Si la société a évolué depuis l’ouverture de cette station, certaines habitudes demeurent: « C’est plus facile pour les hommes de quitter le foyer. On a davantage l’habitude que les femmes gardent les enfants », explique Nicolas Jarossay, patron de la station du Carro.

Beaucoup de ceux qui postulent sont issus du milieu du nautisme et « les régates, ce n’est pas féminin », ajoute Émilie Bourgeois, bénévole depuis deux ans. Parmi les quatre femmes opérationnelles de la station, aucune n’utilise d’ailleurs le féminin du mot “sauveteur” pour se définir.

En tant que bénévole, Natacha Mary s’occupe des interventions d’aide à la personne mais aussi de la mécanique sur le canot. Julia Courtois

Pourtant, la présence des femmes est nécessaire selon Emilie Bourgeois : « Un peu de femmes, ça aide à calmer les égos. » La mixité est même appréciée : « Quand on a une victime, le contact se fait beaucoup mieux de femme à femme. Si on doit la déshabiller parce qu’elle est en hypothermie, ça permet plus d’intimité », explique Nicolas Jarossay.

“Elles ne sont pas là pour faire le ménage”

La plupart des sauveteurs vantent même des qualités d’écoute et de compassion, davantage propres aux femmes selon eux. Et malgré les chiffres, la plupart estiment qu’il n’y a aucun problème de mixité. « Je ne me sens pas en minorité parce que les quelques femmes présentes sont très actives, assure Émilie Bourgeois. On laisse autant de place aux femmes et aux hommes. On nous propose les mêmes formations, les mêmes opportunités, le même accompagnement.»

Les efforts physiques à accomplir ne sont pas source de discrimination : « Je suis capable de faire autant que mes coéquipiers », assure la bénévole. « A bord, on ne fait pas de différence. Elles ne sont pas là pour faire le ménage », martèle Nicolas Jarossay. Le mot d’ordre reste inchangé : « La porte est ouverte à tous ceux qui le veulent. »

Un volontariat moins important chez les femmes

La porte vers le bénévolat à la SNSM est de plus en plus empruntée par les jeunes femmes, notamment via les formations de préparation au sauvetage sur les plages.
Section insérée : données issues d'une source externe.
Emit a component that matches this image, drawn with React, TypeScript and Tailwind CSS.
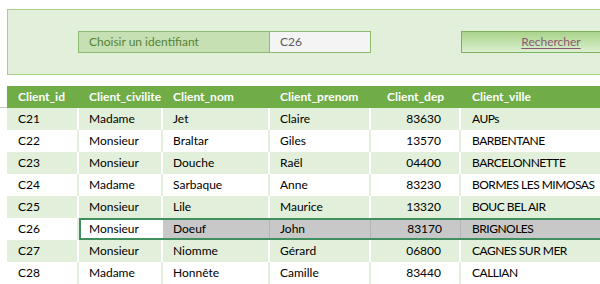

Lors d’une séance à la piscine de Liourat à Vitrolles, Ludovic Laurie, formateur, ne remarque même pas que 5 des 15 élèves de son groupe sont des femmes.

Pour le directeur du centre de formation de Virolle, Patrick Cuillère, le frein ne vient pas de la sélection lors des tests physiques : « Tout le monde est logé à la même enseigne. Mais on remarque que le volontariat est moins important chez les filles. »

A la piscine de Liourat à Vitrolles, cinq jeunes femme s’entrainent parmi une dizaine de garçons. Lise Cloix

Cette hésitation se mesure au profil des candidates. Les filles semblent se sentir plus légitimes lorsqu’elles sont déjà nageuses, contrairement aux garçons, moins farouches à l’idée de se lancer dans la formation sans avoir pris de cours de natation, selon Flavien de Maisonneuve. « Sur dix filles on va avoir six nageuses. Sur dix hommes on ne va en avoir que deux. Les autres sont athlètes, judoka ou coureurs par exemple », explique le formateur.

“Si je me suis engagée, c’est uniquement parce que je savais que j’avais un bon niveau en natation”, raconte Victoria, 17 ans. La jeune femme en formation a été agréablement surprise : “Je pensais qu’il y aurait beaucoup plus de garçons.” Elle rejoindra l’été prochain les 30% de femmes bénévoles qui se sont engagées au sein de la SNSM dans la surveillance du littoral.